**Your instructions**
Below are some records. Pull every line that contains the word "styles".
================================
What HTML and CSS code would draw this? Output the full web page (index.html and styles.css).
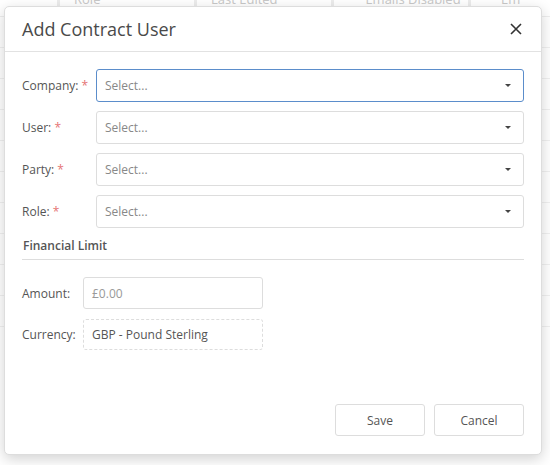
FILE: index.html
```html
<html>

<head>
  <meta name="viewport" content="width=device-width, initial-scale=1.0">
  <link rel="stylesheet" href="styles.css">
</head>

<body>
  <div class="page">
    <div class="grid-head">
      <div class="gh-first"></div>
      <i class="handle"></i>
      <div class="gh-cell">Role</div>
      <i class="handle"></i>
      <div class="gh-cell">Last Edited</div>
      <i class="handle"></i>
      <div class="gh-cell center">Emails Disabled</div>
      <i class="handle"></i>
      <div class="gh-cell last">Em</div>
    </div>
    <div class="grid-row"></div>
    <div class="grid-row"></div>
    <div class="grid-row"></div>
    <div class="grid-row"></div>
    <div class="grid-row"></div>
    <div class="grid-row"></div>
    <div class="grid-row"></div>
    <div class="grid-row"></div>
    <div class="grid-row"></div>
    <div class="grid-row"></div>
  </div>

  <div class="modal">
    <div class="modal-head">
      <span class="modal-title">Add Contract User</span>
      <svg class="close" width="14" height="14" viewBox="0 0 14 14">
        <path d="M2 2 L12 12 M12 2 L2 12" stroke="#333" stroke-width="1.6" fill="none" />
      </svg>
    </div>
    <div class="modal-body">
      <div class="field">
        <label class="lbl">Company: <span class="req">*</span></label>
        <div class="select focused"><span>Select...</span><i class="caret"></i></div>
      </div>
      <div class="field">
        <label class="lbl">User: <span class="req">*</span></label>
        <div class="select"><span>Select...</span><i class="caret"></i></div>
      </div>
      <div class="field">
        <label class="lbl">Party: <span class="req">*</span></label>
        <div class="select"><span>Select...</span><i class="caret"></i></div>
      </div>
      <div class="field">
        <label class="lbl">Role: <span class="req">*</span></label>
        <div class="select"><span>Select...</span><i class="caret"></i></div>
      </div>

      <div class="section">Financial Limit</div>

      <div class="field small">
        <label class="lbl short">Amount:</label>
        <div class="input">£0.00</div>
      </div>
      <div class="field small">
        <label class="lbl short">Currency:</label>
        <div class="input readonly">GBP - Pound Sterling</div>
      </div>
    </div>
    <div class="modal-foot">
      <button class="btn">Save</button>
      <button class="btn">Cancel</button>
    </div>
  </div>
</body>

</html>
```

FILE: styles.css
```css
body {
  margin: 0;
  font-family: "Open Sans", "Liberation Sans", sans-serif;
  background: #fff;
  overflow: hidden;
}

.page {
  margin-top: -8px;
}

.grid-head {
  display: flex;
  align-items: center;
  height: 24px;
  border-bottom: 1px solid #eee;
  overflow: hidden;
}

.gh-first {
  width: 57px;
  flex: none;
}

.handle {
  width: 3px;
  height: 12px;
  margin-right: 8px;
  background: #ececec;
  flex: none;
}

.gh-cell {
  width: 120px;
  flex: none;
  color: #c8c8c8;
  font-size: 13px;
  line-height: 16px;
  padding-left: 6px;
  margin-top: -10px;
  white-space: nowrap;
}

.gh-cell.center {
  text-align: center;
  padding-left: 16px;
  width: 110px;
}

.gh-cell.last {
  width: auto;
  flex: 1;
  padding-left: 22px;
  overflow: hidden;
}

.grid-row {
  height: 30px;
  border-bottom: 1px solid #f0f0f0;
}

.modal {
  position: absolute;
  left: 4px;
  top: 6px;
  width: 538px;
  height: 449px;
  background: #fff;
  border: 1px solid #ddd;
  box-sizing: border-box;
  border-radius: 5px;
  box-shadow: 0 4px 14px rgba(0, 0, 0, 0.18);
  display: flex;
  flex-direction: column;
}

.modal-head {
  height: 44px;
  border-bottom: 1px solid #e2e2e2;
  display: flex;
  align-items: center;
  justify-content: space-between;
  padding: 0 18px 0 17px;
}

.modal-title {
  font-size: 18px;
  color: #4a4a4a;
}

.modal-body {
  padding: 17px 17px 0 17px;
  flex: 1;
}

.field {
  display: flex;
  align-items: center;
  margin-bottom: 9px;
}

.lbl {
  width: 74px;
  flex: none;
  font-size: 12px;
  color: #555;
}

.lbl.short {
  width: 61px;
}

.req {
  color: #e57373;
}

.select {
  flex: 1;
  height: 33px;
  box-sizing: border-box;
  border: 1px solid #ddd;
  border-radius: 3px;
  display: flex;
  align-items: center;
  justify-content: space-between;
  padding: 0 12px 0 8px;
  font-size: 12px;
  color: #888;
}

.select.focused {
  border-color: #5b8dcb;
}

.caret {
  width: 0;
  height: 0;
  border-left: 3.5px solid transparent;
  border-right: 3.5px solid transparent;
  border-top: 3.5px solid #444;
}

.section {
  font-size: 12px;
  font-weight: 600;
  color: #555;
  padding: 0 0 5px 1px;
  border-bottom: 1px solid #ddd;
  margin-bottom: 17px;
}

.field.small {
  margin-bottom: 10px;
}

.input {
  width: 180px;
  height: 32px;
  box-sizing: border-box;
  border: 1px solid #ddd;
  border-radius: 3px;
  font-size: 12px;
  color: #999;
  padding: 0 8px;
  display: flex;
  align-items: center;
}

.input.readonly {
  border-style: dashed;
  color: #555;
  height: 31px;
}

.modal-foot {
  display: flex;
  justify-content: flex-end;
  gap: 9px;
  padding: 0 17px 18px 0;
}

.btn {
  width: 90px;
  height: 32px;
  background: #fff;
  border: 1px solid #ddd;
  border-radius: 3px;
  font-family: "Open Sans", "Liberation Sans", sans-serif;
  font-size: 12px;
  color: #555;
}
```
================================
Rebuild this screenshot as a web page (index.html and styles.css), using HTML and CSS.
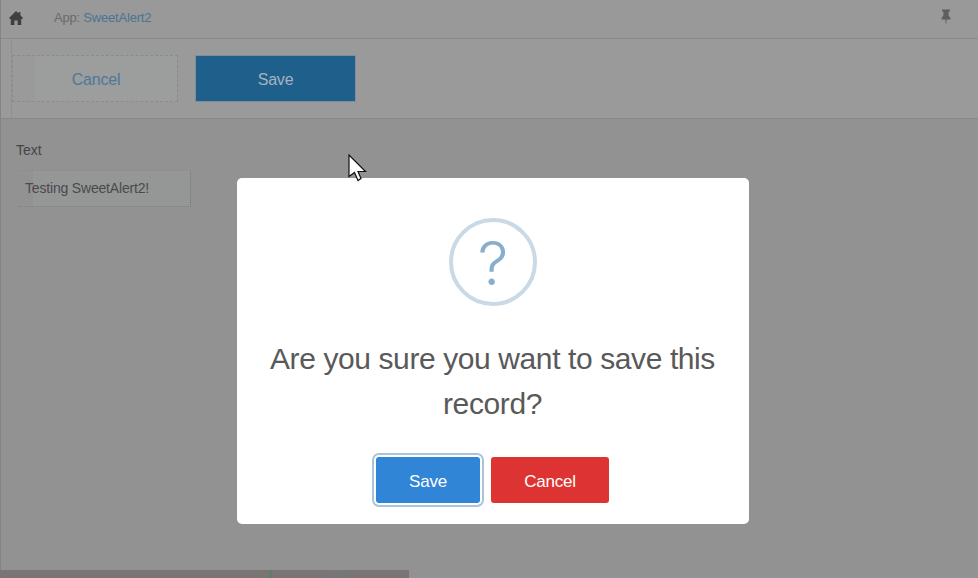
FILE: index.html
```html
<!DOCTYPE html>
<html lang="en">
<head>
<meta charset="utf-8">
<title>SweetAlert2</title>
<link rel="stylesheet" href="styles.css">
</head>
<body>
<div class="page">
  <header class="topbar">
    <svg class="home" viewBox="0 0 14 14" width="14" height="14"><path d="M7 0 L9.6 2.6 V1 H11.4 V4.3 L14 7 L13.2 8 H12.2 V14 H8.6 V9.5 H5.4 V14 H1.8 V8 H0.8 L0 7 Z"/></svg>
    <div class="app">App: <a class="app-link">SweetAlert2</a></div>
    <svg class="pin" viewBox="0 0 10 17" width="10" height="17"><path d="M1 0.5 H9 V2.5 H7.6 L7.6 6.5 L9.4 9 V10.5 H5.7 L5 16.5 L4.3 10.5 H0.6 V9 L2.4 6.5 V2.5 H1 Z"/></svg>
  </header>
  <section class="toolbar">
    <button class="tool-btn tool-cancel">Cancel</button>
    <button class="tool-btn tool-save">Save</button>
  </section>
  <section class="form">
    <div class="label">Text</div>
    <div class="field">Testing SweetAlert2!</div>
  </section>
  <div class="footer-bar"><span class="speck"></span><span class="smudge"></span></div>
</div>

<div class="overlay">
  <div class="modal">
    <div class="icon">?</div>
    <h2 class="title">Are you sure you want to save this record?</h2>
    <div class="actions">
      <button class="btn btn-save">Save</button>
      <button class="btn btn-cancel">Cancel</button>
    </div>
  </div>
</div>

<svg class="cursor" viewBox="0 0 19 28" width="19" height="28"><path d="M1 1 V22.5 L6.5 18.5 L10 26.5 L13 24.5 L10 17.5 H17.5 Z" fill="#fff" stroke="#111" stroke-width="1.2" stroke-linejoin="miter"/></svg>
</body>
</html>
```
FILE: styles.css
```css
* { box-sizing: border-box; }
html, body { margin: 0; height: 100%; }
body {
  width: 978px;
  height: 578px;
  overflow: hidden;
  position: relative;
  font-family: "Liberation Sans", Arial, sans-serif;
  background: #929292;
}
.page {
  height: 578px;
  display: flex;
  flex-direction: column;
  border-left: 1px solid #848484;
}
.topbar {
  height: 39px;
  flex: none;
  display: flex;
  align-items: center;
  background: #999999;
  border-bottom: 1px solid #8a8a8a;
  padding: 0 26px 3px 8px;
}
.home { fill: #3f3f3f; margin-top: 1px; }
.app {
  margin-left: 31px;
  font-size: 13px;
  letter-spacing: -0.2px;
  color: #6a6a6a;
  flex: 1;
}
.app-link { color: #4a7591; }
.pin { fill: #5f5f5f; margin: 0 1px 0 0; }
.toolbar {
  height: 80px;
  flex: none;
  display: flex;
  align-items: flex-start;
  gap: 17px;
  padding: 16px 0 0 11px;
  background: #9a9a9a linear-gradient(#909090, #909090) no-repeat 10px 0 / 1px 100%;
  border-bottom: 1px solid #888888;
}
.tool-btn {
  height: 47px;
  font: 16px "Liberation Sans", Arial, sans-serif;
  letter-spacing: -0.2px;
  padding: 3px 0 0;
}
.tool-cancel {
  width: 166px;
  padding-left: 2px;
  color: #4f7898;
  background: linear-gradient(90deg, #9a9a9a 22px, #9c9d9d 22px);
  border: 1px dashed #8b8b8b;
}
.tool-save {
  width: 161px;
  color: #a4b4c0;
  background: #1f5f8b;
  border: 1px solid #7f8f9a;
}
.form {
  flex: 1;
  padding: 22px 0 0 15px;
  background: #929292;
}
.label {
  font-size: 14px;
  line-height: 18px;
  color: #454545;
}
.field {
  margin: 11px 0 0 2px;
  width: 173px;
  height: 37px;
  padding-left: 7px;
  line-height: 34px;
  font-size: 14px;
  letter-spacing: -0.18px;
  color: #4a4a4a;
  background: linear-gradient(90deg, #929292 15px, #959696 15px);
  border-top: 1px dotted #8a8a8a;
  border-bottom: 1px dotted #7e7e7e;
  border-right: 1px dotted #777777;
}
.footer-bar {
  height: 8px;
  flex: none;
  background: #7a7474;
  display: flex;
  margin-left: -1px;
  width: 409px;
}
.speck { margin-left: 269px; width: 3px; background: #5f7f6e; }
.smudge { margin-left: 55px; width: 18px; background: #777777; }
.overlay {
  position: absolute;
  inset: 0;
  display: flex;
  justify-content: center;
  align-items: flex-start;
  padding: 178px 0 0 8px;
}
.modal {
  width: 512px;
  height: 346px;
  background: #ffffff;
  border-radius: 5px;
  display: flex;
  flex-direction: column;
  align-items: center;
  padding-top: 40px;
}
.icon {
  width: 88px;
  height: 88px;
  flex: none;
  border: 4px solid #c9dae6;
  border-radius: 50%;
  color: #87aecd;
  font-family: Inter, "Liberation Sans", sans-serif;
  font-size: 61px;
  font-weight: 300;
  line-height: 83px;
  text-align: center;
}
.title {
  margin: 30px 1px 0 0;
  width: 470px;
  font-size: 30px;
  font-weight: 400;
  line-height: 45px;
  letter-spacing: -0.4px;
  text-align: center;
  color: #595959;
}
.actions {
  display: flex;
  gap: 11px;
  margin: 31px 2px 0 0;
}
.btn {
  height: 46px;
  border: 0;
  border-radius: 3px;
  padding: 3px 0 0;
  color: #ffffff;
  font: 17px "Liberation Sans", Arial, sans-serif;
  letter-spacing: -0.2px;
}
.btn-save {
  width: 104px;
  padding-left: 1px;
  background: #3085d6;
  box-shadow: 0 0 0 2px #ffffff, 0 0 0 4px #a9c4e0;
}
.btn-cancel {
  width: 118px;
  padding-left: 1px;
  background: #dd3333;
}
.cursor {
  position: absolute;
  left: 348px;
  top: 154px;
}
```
================================
**Written response**
What HTML and CSS code would draw this? Output the full web page (index.html and styles.css).
  <link rel="stylesheet" href="styles.css">
FILE: styles.css
Rebuild this screenshot as a web page (index.html and styles.css), using HTML and CSS.
<link rel="stylesheet" href="styles.css">
FILE: styles.css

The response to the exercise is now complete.